I have attached this here zipped; model.zip

(The model2.onnx attached earlier was converted and applied this on, might explain the unk_605?, but with no difference in outcome compared to the one attached above) python -m remove_initializer_from_input --input model.onnx --output model2.onnx

Update 2022-03-20: I checked both onnx files in netron.app and both includes unk_***, looking forward on any update to resolve this, a small but groundbreaking change I think!

DeveloperNo579212 avatar Mar 18 '22 21:03 DeveloperNo579212

@DeveloperNo579212 I looked into this more today to go and fix it. Turns out its not the issue that I thought it was sadly... We are handling that input just fine. This means it probably has to do with how the input is being ordered, meaning the input passed into the onnx model. Do you know what the color extraction order is for your model? And when I ran your code it gave me back 2 percentages, do you know which one corresponds to the left hand vs right hand?

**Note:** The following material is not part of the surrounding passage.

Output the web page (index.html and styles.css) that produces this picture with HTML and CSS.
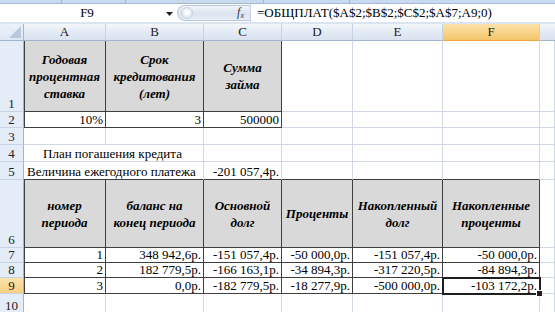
FILE: index.html
```html
<!DOCTYPE html>
<html lang="ru">
<head>
<meta charset="utf-8">
<title>Excel</title>
<link rel="stylesheet" href="styles.css">
</head>
<body>
<div class="app">
  <div class="ribbon-edge">
    <span class="seg s1"></span><span class="seg s2"></span><span class="seg s3"></span><span class="seg s4"></span>
  </div>
  <div class="formula-bar">
    <div class="namebox">F9</div>
    <div class="nb-arrow"><svg width="7" height="4" viewBox="0 0 7 4"><path d="M0 0h7L3.5 4z" fill="#222"/></svg></div>
    <div class="fx-pill">
      <span class="fx-circle"></span>
      <span class="fx">f<sub>x</sub></span>
    </div>
    <div class="formula">=ОБЩПЛАТ($A$2;$B$2;$C$2;$A$7;A9;0)</div>
  </div>
  <div class="sheet">
    <div class="corner"><svg width="12" height="12" viewBox="0 0 12 12"><path d="M12 0V12H0z" fill="#b7c8de"/></svg></div>
    <div class="ch">A</div>
    <div class="ch">B</div>
    <div class="ch">C</div>
    <div class="ch">D</div>
    <div class="ch">E</div>
    <div class="ch sel">F</div>
    <div class="ch last"></div>

    <div class="rh">1</div>
    <div class="c g bd bl hd">Годовая процентная ставка</div>
    <div class="c g bd hd">Срок кредитования (лет)</div>
    <div class="c g bd hd">Сумма займа</div>
    <div class="c"></div>
    <div class="c"></div>
    <div class="c"></div>
    <div class="c"></div>

    <div class="rh">2</div>
    <div class="c bd bl num">10%</div>
    <div class="c bd num">3</div>
    <div class="c bd num">500000</div>
    <div class="c"></div>
    <div class="c"></div>
    <div class="c"></div>
    <div class="c"></div>

    <div class="rh">3</div>
    <div class="c"></div>
    <div class="c"></div>
    <div class="c"></div>
    <div class="c"></div>
    <div class="c"></div>
    <div class="c"></div>
    <div class="c"></div>

    <div class="rh">4</div>
    <div class="c span2 title">План погашения кредита</div>
    <div class="c"></div>
    <div class="c"></div>
    <div class="c"></div>
    <div class="c"></div>
    <div class="c"></div>

    <div class="rh">5</div>
    <div class="c bb span2 txt">Величина ежегодного платежа</div>
    <div class="c bb num">-201 057,4р.</div>
    <div class="c bb"></div>
    <div class="c bb"></div>
    <div class="c bb"></div>
    <div class="c"></div>

    <div class="rh">6</div>
    <div class="c g bd bl hd">номер периода</div>
    <div class="c g bd hd">баланс на конец периода</div>
    <div class="c g bd hd">Основной долг</div>
    <div class="c g bd hd">Проценты</div>
    <div class="c g bd hd">Накопленный долг</div>
    <div class="c g bd hd">Накопленные проценты</div>
    <div class="c"></div>

    <div class="rh">7</div>
    <div class="c bd bl num">1</div>
    <div class="c bd num">348 942,6р.</div>
    <div class="c bd num">-151 057,4р.</div>
    <div class="c bd num">-50 000,0р.</div>
    <div class="c bd num">-151 057,4р.</div>
    <div class="c bd num">-50 000,0р.</div>
    <div class="c"></div>

    <div class="rh">8</div>
    <div class="c bd bl num">2</div>
    <div class="c bd num">182 779,5р.</div>
    <div class="c bd num">-166 163,1р.</div>
    <div class="c bd num">-34 894,3р.</div>
    <div class="c bd num">-317 220,5р.</div>
    <div class="c bd num">-84 894,3р.</div>
    <div class="c"></div>

    <div class="rh sel">9</div>
    <div class="c bd bl num">3</div>
    <div class="c bd num">0,0р.</div>
    <div class="c bd num">-182 779,5р.</div>
    <div class="c bd num">-18 277,9р.</div>
    <div class="c bd num">-500 000,0р.</div>
    <div class="c bd num active">-103 172,2р.</div>
    <div class="c"></div>

    <div class="rh">10</div>
    <div class="c"></div>
    <div class="c"></div>
    <div class="c"></div>
    <div class="c"></div>
    <div class="c"></div>
    <div class="c"></div>
    <div class="c"></div>
  </div>
</div>
</body>
</html>
```

FILE: styles.css
```css
* { box-sizing: border-box; }
html, body { margin: 0; padding: 0; background: #fff; }
body {
  width: 555px;
  height: 312px;
  overflow: hidden;
  font-family: "Liberation Serif", "Times New Roman", serif;
  font-size: 13px;
  color: #000;
}
.app { display: flex; flex-direction: column; width: 555px; height: 312px; overflow: hidden; }

.ribbon-edge {
  height: 3px;
  background: #c9d9ee;
  display: flex;
}
.ribbon-edge .seg { height: 3px; border-right: 1px solid #9fb5d1; }
.ribbon-edge .s1 { width: 62px; }
.ribbon-edge .s2 { width: 64px; }
.ribbon-edge .s3 { width: 138px; }
.ribbon-edge .s4 { width: 86px; }

.formula-bar {
  height: 23px;
  display: flex;
  align-items: stretch;
  background: #fff;
  border-top: 1px solid #a5b9d4;
  border-bottom: 2px solid #dbe5f1;
}
.namebox {
  width: 166px;
  display: flex;
  align-items: center;
  justify-content: center;
  padding-left: 8px;
  font-size: 13px;
}
.nb-arrow {
  width: 11px;
  display: flex;
  align-items: center;
  justify-content: flex-start;
  padding-top: 1px;
}
.fx-pill {
  width: 73px;
  margin: 1px 0;
  border-radius: 10px 0 0 10px;
  background: linear-gradient(#f2f5f9, #dbe3ee 55%, #e8eef6);
  border: 1px solid #b9c8db;
  border-right: none;
  display: flex;
  align-items: center;
  justify-content: space-between;
  padding: 0 6px 0 3px;
}
.fx-circle {
  width: 12px;
  height: 12px;
  border-radius: 50%;
  background: radial-gradient(circle at 50% 45%, #fff 20%, #e6ebf2 60%, #c6d2e2);
  border: 1px solid #c9d4e3;
}
.fx {
  font-style: italic;
  font-size: 12px;
  color: #2b3a4e;
  line-height: 1;
}
.fx sub { font-size: 8px; vertical-align: -2px; }
.formula {
  flex: 1;
  display: flex;
  align-items: center;
  padding-left: 6px;
  font-size: 13px;
  white-space: nowrap;
  border-left: 1px solid #c5d3e6;
}

.sheet {
  display: grid;
  grid-template-columns: 24px 82px 98px 78px 71px 90px 97px 1fr;
  grid-template-rows: 17px 71px 16px 17px 17px 18px 68px 15px 15px 16px 20px;
}

.corner {
  background: linear-gradient(#edf2f9, #dde7f4);
  border-right: 1px solid #9eb6ce;
  border-bottom: 1px solid #9eb6ce;
  display: flex;
  align-items: flex-end;
  justify-content: flex-end;
  padding: 0 2px 2px 0;
}
.ch {
  background: linear-gradient(#f4f7fb, #e3eaf4 50%, #d9e3f0);
  border-right: 1px solid #c5d3e4;
  border-bottom: 1px solid #9eb6ce;
  display: flex;
  align-items: center;
  justify-content: center;
  color: #222;
}
.ch.sel {
  background: linear-gradient(#fbe3ac, #f9d58a 50%, #f4c36b);
  border-bottom: 1px solid #f2a541;
}
.ch.last { border-right: none; }

.rh {
  background: #e4ecf7;
  border-right: 1px solid #9eb6ce;
  border-bottom: 1px solid #c5d3e4;
  display: flex;
  align-items: flex-end;
  justify-content: center;
  color: #222;
  line-height: 14px;
}
.rh.sel {
  background: linear-gradient(#fbe3ac, #f7cf83);
  border-right: 1px solid #f2a541;
}

.c {
  border-right: 1px solid #d0d7e5;
  border-bottom: 1px solid #d0d7e5;
  background: #fff;
  white-space: nowrap;
  line-height: 14px;
  position: relative;
}
.g { background: #d9d9d9; }
.bd { border-right-color: #3f3f3f; border-bottom-color: #3f3f3f; }
.bb { border-bottom-color: #3f3f3f; }
.bl { box-shadow: inset 1px 0 #3f3f3f; }

.span2 { grid-column: span 2; }

.hd {
  display: flex;
  align-items: center;
  justify-content: center;
  text-align: center;
  white-space: normal;
  font-weight: bold;
  font-style: italic;
  line-height: 17px;
  padding: 0 3px;
}
.num {
  display: flex;
  align-items: flex-end;
  justify-content: flex-end;
  padding: 0 2px;
}
.title {
  display: flex;
  align-items: flex-end;
  padding-left: 19px;
}
.txt {
  display: flex;
  align-items: flex-end;
  padding-left: 3px;
}

.active {
  outline: 2px solid #1e1e1e;
  outline-offset: -1px;
  z-index: 2;
}
.active::after {
  content: "";
  position: absolute;
  right: -4px;
  bottom: -4px;
  width: 5px;
  height: 5px;
  background: #1e1e1e;
  border: 1px solid #fff;
}
```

michaelgsharp avatar Apr 11 '22 23:04 michaelgsharp

OK the first column "class1" is fingers pointing to the right on my display, image input is 224,224,32 bit PNG in color, (second column "class2" is opposite). I get 90 percent prediction on class 1 and almost 100 percent prediction on class 2 with training images as input. Training set is 10 images of each class, just slightly different input light etc.

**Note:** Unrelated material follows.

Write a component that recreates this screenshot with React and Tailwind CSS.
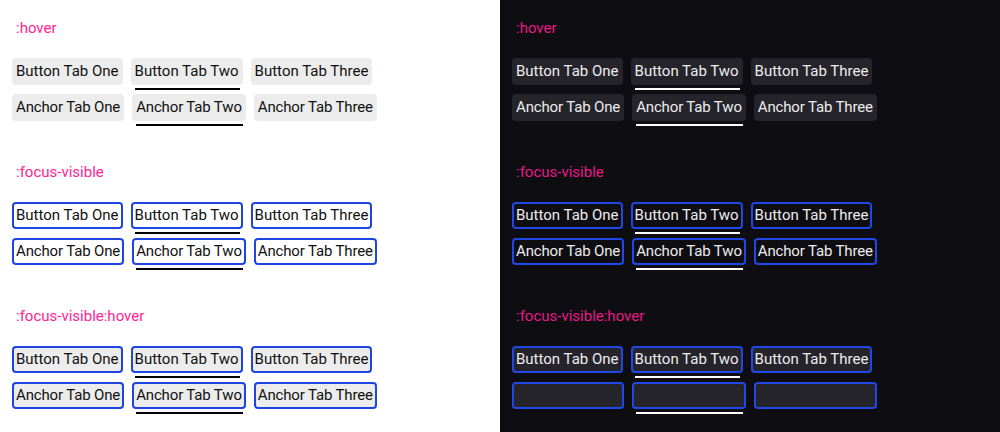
import React from 'react';

const sections = [
  { title: ':hover', hover: true, focus: false },
  { title: ':focus-visible', hover: false, focus: true },
  { title: ':focus-visible:hover', hover: true, focus: true },
];

const rows = [
  ['Button Tab One', 'Button Tab Two', 'Button Tab Three'],
  ['Anchor Tab One', 'Anchor Tab Two', 'Anchor Tab Three'],
];

const Tab = ({ label, selected, hover, focus, dark, hidden, tight }) => {
  let box = 'h-[27px] px-1 rounded-[4px] flex items-center whitespace-nowrap leading-none ';
  if (tight) box += 'tracking-[-0.15px] ';
  if (hover) box += dark ? 'bg-[#25242a] ' : 'bg-[#ececec] ';
  if (focus) box += dark ? 'shadow-[inset_0_0_0_2px_#2148e6] ' : 'shadow-[inset_0_0_0_2px_#1f45e0] ';
  box += hidden ? 'text-transparent' : dark ? 'text-[#ececee]' : 'text-[#111111]';

  return (
    <div className="flex flex-col">
      <div className={box}>{label}</div>
      {selected && (
        <div className={`mt-[3px] ml-1 mr-[3px] h-[2px] ${dark ? 'bg-white' : 'bg-black'}`} />
      )}
    </div>
  );
};

const Panel = ({ dark }) => (
  <div className={`w-1/2 h-[432px] pl-3 ${dark ? 'bg-[#0e0d12]' : 'bg-white'}`}>
    {sections.map((s, si) => (
      <div key={s.title} className="h-[144px] pt-4">
        <div className={`pl-1 h-6 leading-6 ${dark ? 'text-[#e8198a]' : 'text-[#ff2592]'}`}>{s.title}</div>
        <div className="mt-[18px] flex flex-col gap-1">
          {rows.map((row, ri) => (
            <div key={ri} className="flex items-start gap-2">
              {row.map((label, ti) => (
                <Tab
                  key={label}
                  label={label}
                  selected={ti === 1}
                  hover={s.hover}
                  focus={s.focus}
                  dark={dark}
                  tight={ri === 1}
                  hidden={dark && si === 2 && ri === 1}
                />
              ))}
            </div>
          ))}
        </div>
      </div>
    ))}
  </div>
);

export default function App() {
  return (
    <div
      className="flex w-[1000px] h-[432px] overflow-hidden text-[15px]"
      style={{ fontFamily: 'Roboto, "Liberation Sans", sans-serif' }}
    >
      <Panel dark={false} />
      <Panel dark />
    </div>
  );
}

I attach OnnxVerify.py that I use to check onnx models. I cross checked the results are same using model.onnx and model2.onnx.

OnnxVerify.zip is here (OnnxVerify.py): OnnxVerify.zip

DeveloperNo579212 avatar Apr 12 '22 05:04 DeveloperNo579212

Just a followup if any more information is needed, without filtering normalization applied I experienced that the output ordering was not changed based on input, with the normalization the classification worked out ok. (Python implementation).

DeveloperNo579212 avatar Jun 07 '22 06:06 DeveloperNo579212

Great, it seems scheduled to ML.NET 3.0 in November 2023. (Just closed this by accident).

DeveloperNo579212 avatar Nov 21 '22 07:11 DeveloperNo579212